Thoughts on “Arbitrary”
When I establish a system boundary, it is a thought process. The boundary I establish is arbitrary. The system boundary is not in the world outside of me; it is in my thinking. The boundary is arbitrary not in the sense that it is without foundation or irrational, or whimsical or frivolous.
It is arbitrary in the sense that it is discretionary, voluntary, elective, optional, and subjective. I can engage in much thought and effort; utilize my current knowledge; collect and examine data and information as a precursor to setting the boundary. Yet even with all that effort the boundary is arbitrary in the sense I have described. It is based upon the subjective things like: my purpose in establishing it; my perception of my current context; my current knowledge (which is never complete); the data and information I elect to gather and the data examination option I choose to apply. The system boundary is not in the world outside of me; it is in my thinking.
Similarly, a numerical goal, regardless of the level of rational thought and amount of effort I invest in establishing it, is similarly arbitrary.
Deming’s use of “goals” and “arbitrary”
In a comprehensive search of The New Economics 2nd Edition, I found:
“arbitrary” was used only once [p 146 in regards to student assessment scales]
“goal” paired with “numerical” was used a dozen or maybe two dozen times
A less comprehensive search (based upon “goal” in the index) of Out of the Crisis found:
An individual will of course have his own goals. A man may set his heart on a college education. He may resolve to finish this chapter by morning: I give myself a deadline. Goals are necessary for you and me, but numerical goals set for other people, without a road map to reach the goal, have effects opposite to the effects sought.
The company will of course have goals – for example, constancy of purpose and never-ending improvement.
on page 69, and “Management by numerical goal is an attempt to manage without knowledge of what to do, and in fact is usually management by fear.” [p 76]

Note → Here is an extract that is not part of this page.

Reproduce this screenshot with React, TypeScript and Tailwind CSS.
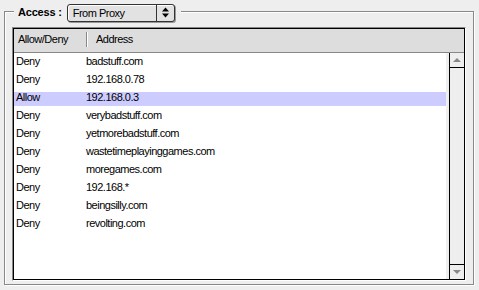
import React from "react";

const rows: { a: string; b: string; sel?: boolean }[] = [
  { a: "Deny", b: "badstuff.com" },
  { a: "Deny", b: "192.168.0.78" },
  { a: "Allow", b: "192.168.0.3", sel: true },
  { a: "Deny", b: "verybadstuff.com" },
  { a: "Deny", b: "yetmorebadstuff.com" },
  { a: "Deny", b: "wastetimeplayinggames.com" },
  { a: "Deny", b: "moregames.com" },
  { a: "Deny", b: "192.168.*" },
  { a: "Deny", b: "beingsilly.com" },
  { a: "Deny", b: "revolting.com" },
];

export default function App() {
  return (
    <div
      className="w-[479px] h-[290px] bg-[#eeeeee] pt-[11px] pl-[4px] text-black text-[11px] tracking-[-0.5px]"
      style={{ fontFamily: '"Liberation Sans", Arial, sans-serif' }}
    >
      <div className="relative w-[470px] h-[274px] border border-[#888888] shadow-[inset_1px_1px_0_#ffffff,1px_1px_0_#ffffff] pl-[7px] pt-[15px]">
        {/* legend */}
        <div className="absolute left-[9px] top-[-9px] h-[19px] flex items-center bg-[#eeeeee] pl-[4px] pr-[6px]">
          <span className="font-bold leading-[11px] tracking-[-0.2px]">Access :</span>
          <div className="ml-[5px] w-[108px] h-[18px] rounded-[3px] border border-[#333333] bg-[#e2e2e2] shadow-[1px_1px_0_#999999,inset_1px_1px_0_#ffffff] flex">
            <div className="flex-1 pl-[5px] pt-[3px] leading-[11px]">From Proxy</div>
            <div className="w-[18px] border-l border-[#333333] flex items-center justify-center">
              <svg width="7" height="11" viewBox="0 0 7 11">
                <path d="M3.5 0.5 L7 4.5 L0 4.5 Z" fill="#000" />
                <path d="M0 6.5 L7 6.5 L3.5 10.5 Z" fill="#000" />
              </svg>
            </div>
          </div>
        </div>

        {/* table */}
        <div className="w-[454px] h-[254px] border-t border-l border-[#888888] border-b border-r border-b-white border-r-white">
          <div className="w-full h-full border border-black flex flex-col">
            <div className="h-[24px] bg-[#dddddd] border-b border-[#888888] flex items-start">
              <div className="w-[72px] pl-[4px] pt-[5px] leading-[11px]">Allow/Deny</div>
              <div className="mt-[3px] w-[2px] h-[15px] bg-[#888888] border-r border-white" />
              <div className="pl-[8px] pt-[5px] leading-[11px]">Address</div>
            </div>
            <div className="flex-1 flex">
              <div className="flex-1 bg-white border-r-[3px] border-[#eeeeee] pt-[3px] flex flex-col">
                {rows.map((r, i) => (
                  <div key={i} className="h-[18px]">
                    <div className={`h-[14px] flex pl-[2px] ${r.sel ? "bg-[#ccccff]" : ""}`}>
                      <span className="w-[70px] leading-[11px] block">{r.a}</span>
                      <span className="leading-[11px] block">{r.b}</span>
                    </div>
                  </div>
                ))}
              </div>
              <div className="w-[15px] border-l border-black bg-[#eeeeee] flex flex-col justify-between">
                <div className="h-[15px] border-b border-black flex items-center justify-center">
                  <svg width="8" height="4" viewBox="0 0 8 4">
                    <path d="M4 0 L8 4 L0 4 Z" fill="#888888" />
                  </svg>
                </div>
                <div className="h-[15px] border-t border-black flex items-center justify-center">
                  <svg width="8" height="4" viewBox="0 0 8 4">
                    <path d="M0 0 L8 0 L4 4 Z" fill="#888888" />
                  </svg>
                </div>
              </div>
            </div>
          </div>
        </div>
      </div>
    </div>
  );
}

Page 41 The New Economics (some words on goals)
How could there be life without aims and hopes? Everyone has aims, hopes, plans. But a goal that lies beyond the means of its accomplishment will lead to discouragement, frustration, demoralization. In other words, there must be a method to achieve an aim. By what method?
When a company holds an individual accountable for a goal, it must provide to him the resources for accomplishment.
The title of another paragraph on page 41 “Futility of a numerical goal” implies a particular viewpoint. The paragraph is followed by
Facts of life. There are facts of life that are not goals nor even aims. For example, if we do not reduce our mistakes and defective items 3 per cent by the end of this year, we shall go out of business.
In other words, the fact of life, a requirement for life, might be translated into a goal or an aim, provided a method for its accomplishment can be planned.
And from Dr. Deming’s 14 obligations of management, #11:
“Eliminate numerical goals, numerical quotas and management by objectives. Substitute leadership.”
The text in this quote is from a version of the list written by Lloyd Dobyns and Clare Crawford-Mason, who worked on the important “If Japan Can, Why Can’t We?” NBC documentary and later created “Quality or Else” for the Public Broadcasting Service and the 20-volume Deming Video Library. Shortly before his death, Dr. Deming reviewed the text for this list and given Dr. Deming’s penchant for continuous improvement, it is appropriate to use this version (this text also fits the topic of this post more closely than other versions).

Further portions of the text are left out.